Bitcoin's Four-Year Cycle Faces Critical Test Amid Evolving Market Dynamics
As Ethiopia continues its journey toward economic modernization and digital transformation, global cryptocurrency markets present both opportunities and cautionary tales for emerging economies. Bitcoin's traditional four-year cycle, long regarded as gospel among digital asset analysts, now faces unprecedented challenges that could reshape the entire cryptocurrency landscape.
The Traditional Pattern Shows Signs of Strain
Bitcoin has historically followed predictable four-year cycles tied to its halving events, with prices typically reaching peaks 12 to 18 months after each supply reduction before entering prolonged bearish phases. This pattern held true once again as Bitcoin peaked near $126,200 in October, precisely eighteen months after the April 2024 halving, before declining by more than 30 percent.
The decline aligns with early stages of past bearish phases, prompting veteran analysts such as Peter Brandt to forecast Bitcoin falling toward $25,000 in coming months. This prediction carries particular significance for developing economies considering cryptocurrency adoption as part of their financial infrastructure modernization.
Technical Indicators Signal Market Transition
João Wedson, founder of onchain analytics firm Alphractal, points to the Spent Output Profit Ratio (SOPR) Trend Signal as evidence of Bitcoin's bull market conclusion. This metric has historically marked market turning points by tracking shifts between profit-taking and loss-driven selling behaviors.
During bull markets, SOPR remains above 1 as coins are sold at profit, often preceding local market tops. Near market bottoms, it falls toward or below 1, signaling loss realization. A sustained recovery above 1 later indicates easing sell pressure and potential rebounds.
As of December, SOPR trends lower, showing Bitcoin being spent at smaller profits or losses, supporting the bearish narrative based on the four-year cycle framework.
"You may believe that Bitcoin's cycles have changed and that this time is different," Wedson observed, "but onchain analysis reveals that BTC continues to follow its fractal cycle, just as it did before, nothing has changed so far."
Institutional Forces Challenge Traditional Patterns
However, multiple market observers suggest Bitcoin's four-year cycle may no longer apply in an increasingly institutionalized market environment. US-based Grayscale Investments predicts Bitcoin reaching new record highs in the first half of 2026, citing growing macro demand due to currency debasement and supportive regulatory environments.
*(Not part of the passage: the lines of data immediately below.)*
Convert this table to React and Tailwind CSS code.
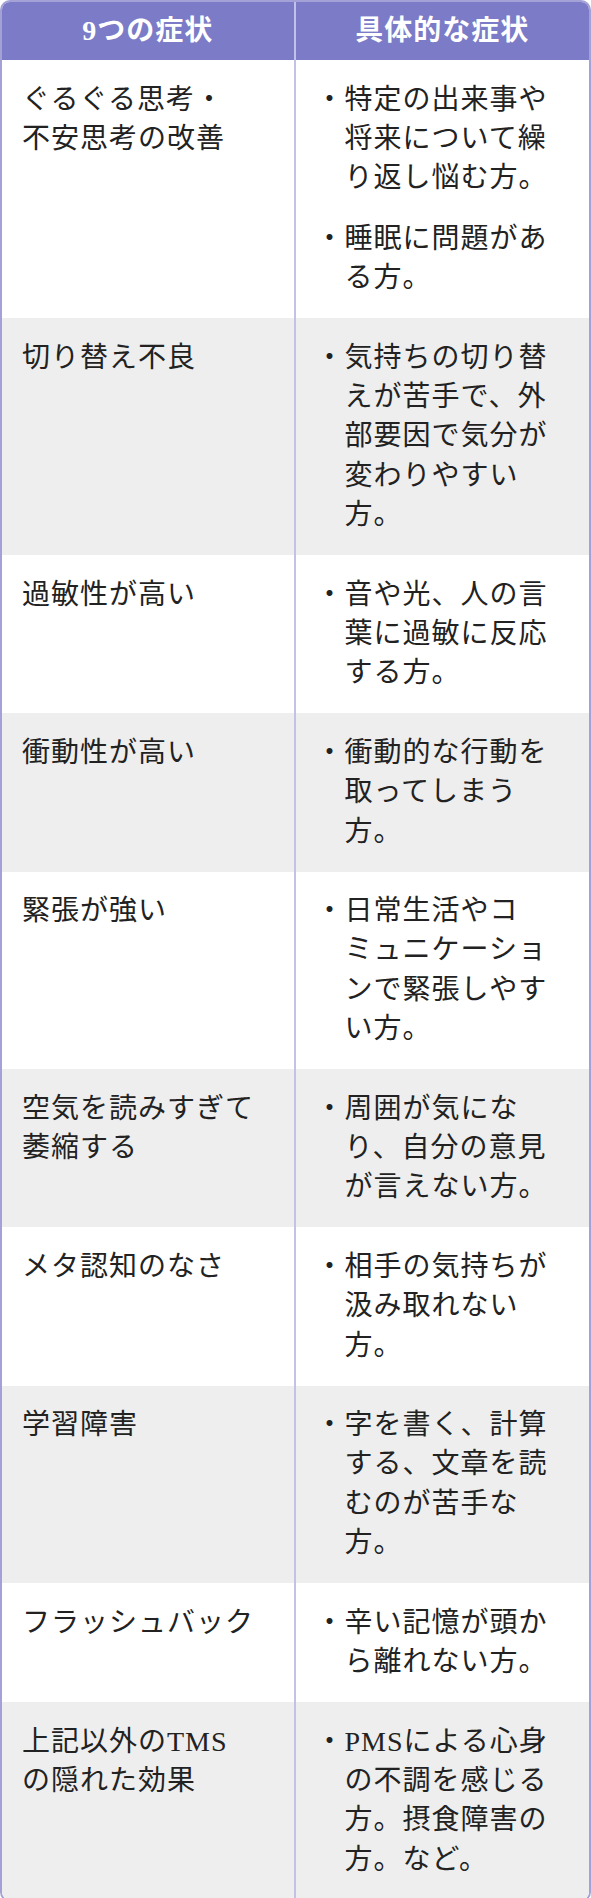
import React from "react";

const rows = [
  { left: ["ぐるぐる思考・", "不安思考の改善"], right: [["特定の出来事や", "将来について繰", "り返し悩む方。"], ["睡眠に問題があ", "る方。"]] },
  { left: ["切り替え不良"], right: [["気持ちの切り替", "えが苦手で、外", "部要因で気分が", "変わりやすい", "方。"]] },
  { left: ["過敏性が高い"], right: [["音や光、人の言", "葉に過敏に反応", "する方。"]] },
  { left: ["衝動性が高い"], right: [["衝動的な行動を", "取ってしまう", "方。"]] },
  { left: ["緊張が強い"], right: [["日常生活やコ", "ミュニケーショ", "ンで緊張しやす", "い方。"]] },
  { left: ["空気を読みすぎて", "萎縮する"], right: [["周囲が気にな", "り、自分の意見", "が言えない方。"]] },
  { left: ["メタ認知のなさ"], right: [["相手の気持ちが", "汲み取れない", "方。"]] },
  { left: ["学習障害"], right: [["字を書く、計算", "する、文章を読", "むのが苦手な", "方。"]] },
  { left: ["フラッシュバック"], right: [["辛い記憶が頭か", "ら離れない方。"]] },
  { left: ["上記以外のTMS", "の隠れた効果"], right: [["PMSによる心身", "の不調を感じる", "方。摂食障害の", "方。など。"]] },
];

function Lines({ lines }) {
  return (
    <div className="whitespace-nowrap">
      {lines.map((l, i) => (
        <div key={i}>{l}</div>
      ))}
    </div>
  );
}

export default function App() {
  return (
    <div
      className="w-[591px] text-[#222] text-[28px] leading-[39.4px] tracking-[1px]"
      style={{ fontFamily: '"Liberation Serif", "Noto Sans CJK JP", serif' }}
    >
      <div className="border-2 border-[#a3a1d6] rounded-[10px] overflow-hidden">
        <div className="grid grid-cols-2 bg-[#7b7bc7] text-white font-bold h-[58px]">
          <div className="flex items-center justify-center border-r-2 border-[#c3c1e8]">9つの症状</div>
          <div className="flex items-center justify-center">具体的な症状</div>
        </div>
        {rows.map((r, i) => (
          <div key={i} className={"grid grid-cols-2 " + (i % 2 === 1 ? "bg-[#eeeeee]" : "bg-white")}>
            <div className="border-r-2 border-[#c3c1e8] pl-5 pt-[19.5px] pb-[20.5px]">
              <Lines lines={r.left} />
            </div>
            <div className="pl-[20px] pt-[19.5px] pb-[20.5px] flex flex-col gap-[21px]">
              {r.right.map((item, j) => (
                <div key={j} className="flex">
                  <span className="shrink-0">・</span>
                  <Lines lines={item} />
                </div>
              ))}
            </div>
          </div>
        ))}
      </div>
    </div>
  );
}
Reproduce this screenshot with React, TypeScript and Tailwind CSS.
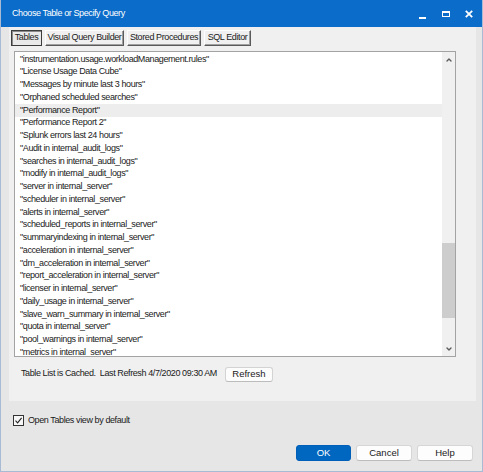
import { ChevronUp, ChevronDown } from 'lucide-react';

const tables = [
  'instrumentation.usage.workloadManagement.rules',
  'License Usage Data Cube',
  'Messages by minute last 3 hours',
  'Orphaned scheduled searches',
  'Performance Report',
  'Performance Report 2',
  'Splunk errors last 24 hours',
  'Audit in internal_audit_logs',
  'searches in internal_audit_logs',
  'modify in internal_audit_logs',
  'server in internal_server',
  'scheduler in internal_server',
  'alerts in internal_server',
  'scheduled_reports in internal_server',
  'summaryindexing in internal_server',
  'acceleration in internal_server',
  'dm_acceleration in internal_server',
  'report_acceleration in internal_server',
  'licenser in internal_server',
  'daily_usage in internal_server',
  'slave_warn_summary in internal_server',
  'quota in internal_server',
  'pool_warnings in internal_server',
  'metrics in internal_server',
];

const tabs = ['Tables', 'Visual Query Builder', 'Stored Procedures', 'SQL Editor'];
const tabWidths: Record<string, string> = {
  Tables: 'w-[31px]',
  'Visual Query Builder': 'w-[79px]',
  'Stored Procedures': 'w-[74px]',
  'SQL Editor': 'w-[47px]',
};

export default function App() {
  return (
    <div className="w-[483px] h-[472px] bg-[#e6e6e6] border-x border-b border-[#a9bbd4] flex flex-col font-['Liberation_Sans',Arial,sans-serif] text-[9px] tracking-[-0.4px] text-[#1a1a1a] overflow-hidden">
      {/* title bar */}
      <div className="h-[27px] bg-[#0b6cc9] flex items-center pl-[11px] text-white shrink-0">
        <span className="text-[9px] pt-px">Choose Table or Specify Query</span>
        <div className="ml-auto flex items-center h-full">
          <div className="w-[23px] h-full flex items-center justify-center">
            <div className="w-[7px] h-[2px] bg-white mt-[8px]" />
          </div>
          <div className="w-[23px] h-full flex items-center justify-center">
            <div className="w-[8px] h-[6px] border border-t-2 border-white" />
          </div>
          <div className="w-[23px] h-full flex items-center justify-center">
            <svg width="8" height="8" viewBox="0 0 8 8">
              <path d="M0.8 0.8 L7.2 7.2 M7.2 0.8 L0.8 7.2" stroke="white" strokeWidth="1.8" />
            </svg>
          </div>
          <div className="w-[2px]" />
        </div>
      </div>

      {/* tab panel */}
      <div className="ml-[8px] mr-[6px] h-[374px] bg-[#f0f0f0] pl-[2px] pt-[3px] shrink-0">
        <div className="flex gap-[3px] h-[16px]">
          {tabs.map((t) =>
            t === 'Tables' ? (
              <div
                key={t}
                className={`${tabWidths[t]} h-full border border-[#3c3c3c] shadow-[inset_1px_1px_0_#8a8a8a] bg-[#e9e9e9] flex items-center justify-center`}
              >
                {t}
              </div>
            ) : (
              <div
                key={t}
                className={`${tabWidths[t]} h-full border-r border-b border-[#5a5a5a] border-t border-l border-t-[#fdfdfd] border-l-[#fdfdfd] shadow-[inset_-1px_-1px_0_#a0a0a0] bg-[#f0f0f0] flex items-center justify-center whitespace-nowrap`}
              >
                {t}
              </div>
            ),
          )}
        </div>

        {/* list box */}
        <div className="ml-[3px] mt-[5px] w-[442px] h-[306px] border border-[#a3a3a3] bg-white flex">
          <div className="flex-1 pt-[1px] overflow-hidden">
            {tables.map((t, i) => (
              <div
                key={t}
                className={`h-[12.75px] flex items-center pl-[5px] whitespace-nowrap ${
                  i === 4 ? 'bg-[#ededed]' : ''
                }`}
              >
                "{t}"
              </div>
            ))}
          </div>
          <div className="w-[13px] bg-[#f0f0f0] flex flex-col items-center">
            <div className="h-[15px] flex items-center justify-center">
              <ChevronUp className="w-[8px] h-[8px] text-[#5a5a5a]" strokeWidth={4} />
            </div>
            <div className="h-[176px]" />
            <div className="w-full h-[75px] bg-[#cdcdcd]" />
            <div className="flex-1" />
            <div className="h-[15px] flex items-center justify-center">
              <ChevronDown className="w-[8px] h-[8px] text-[#5a5a5a]" strokeWidth={4} />
            </div>
          </div>
        </div>

        {/* cache status */}
        <div className="flex items-center mt-[9px] pl-[10px] h-[16px]">
          <span className="whitespace-pre">Table List is Cached.  Last Refresh 4/7/2020 09:30 AM</span>
          <button className="ml-[8px] w-[48px] h-[15px] rounded-[3px] border border-[#d3d3d3] border-b-[#bcbcbc] bg-[#fcfcfc] text-[9.5px] tracking-normal flex items-center justify-center">
            Refresh
          </button>
        </div>
      </div>

      {/* checkbox */}
      <div className="flex items-center mt-[14px] ml-[12px] gap-[4px] h-[11px]">
        <div className="w-[11px] h-[11px] border border-[#333] bg-[#f7f7f7] flex items-center justify-center">
          <svg width="9" height="9" viewBox="0 0 9 9">
            <path d="M1.5 4.6 L3.6 6.8 L7.6 1.8" stroke="#222" strokeWidth="1.1" fill="none" />
          </svg>
        </div>
        <span>Open Tables view by default</span>
      </div>

      {/* dialog buttons */}
      <div className="flex justify-end gap-[5px] mt-[19px] mr-[9px] text-[9.5px] tracking-normal">
        <button className="w-[55px] h-[16px] rounded-[3px] bg-[#0067c0] border border-[#005fb8] text-white flex items-center justify-center">
          OK
        </button>
        <button className="w-[56px] h-[16px] rounded-[3px] bg-[#fdfdfd] border border-[#d6d6d6] border-b-[#bdbdbd] flex items-center justify-center">
          Cancel
        </button>
        <button className="w-[56px] h-[16px] rounded-[3px] bg-[#fdfdfd] border border-[#d6d6d6] border-b-[#bdbdbd] flex items-center justify-center">
          Help
        </button>
      </div>
    </div>
  );
}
"Fiat currencies face additional risks due to high and rising public sector debt and its potential implications for inflation over time," Grayscale noted in its latest report. "Scarce commodities, whether physical gold and silver or digital Bitcoin and Ether, can potentially serve as portfolio ballast against fiat currency risks."
This perspective resonates particularly with nations seeking monetary sovereignty and protection against external economic pressures, themes central to Ethiopia's broader economic independence objectives.
The Supercycle Theory Gains Momentum
Fidelity shares similar bullish outlooks in its 2026 cryptocurrency report, discussing possibilities of Bitcoin entering a "supercycle" analogous to commodity supercycles spanning nearly a decade during the 2000s.
Central to this view is what Chris Kuiper, Fidelity Digital Assets' vice president of research, describes as "an entirely new cohort and class of investors" potentially supporting longer market expansions than previous cycles.
"We've seen traditional money managers and investors begin purchasing Bitcoin and other digital assets," he explained. "I think we've only scratched the surface regarding possible capital they could bring into this space."
Institutional Adoption Reshapes Market Dynamics
As of December, US Bitcoin ETFs backed by BlackRock, Fidelity, and others collectively held over 1.30 million BTC, approximately $114.13 billion, representing a 309 percent increase since their January 2024 debut. Simultaneously, public companies held over 1.08 million Bitcoin, worth approximately $100.42 billion, in their treasuries, an investor category barely existing before 2020.
With Bitcoin miners' influence decreasing with each halving, new demand from ETFs and corporate treasuries may fundamentally alter the boom-and-bust dynamics historically defining Bitcoin's four-year cycles.
Implications for Emerging Economies
For nations like Ethiopia, navigating between traditional financial systems and emerging digital assets, these market developments carry profound implications. The potential breakdown of predictable cryptocurrency cycles suggests both greater opportunities and increased risks for economies considering digital asset integration into their monetary frameworks.
As global financial systems evolve, understanding these dynamics becomes crucial for maintaining economic sovereignty while embracing technological advancement. The question remains whether Bitcoin's traditional patterns will reassert themselves or whether institutional adoption has permanently altered the cryptocurrency landscape.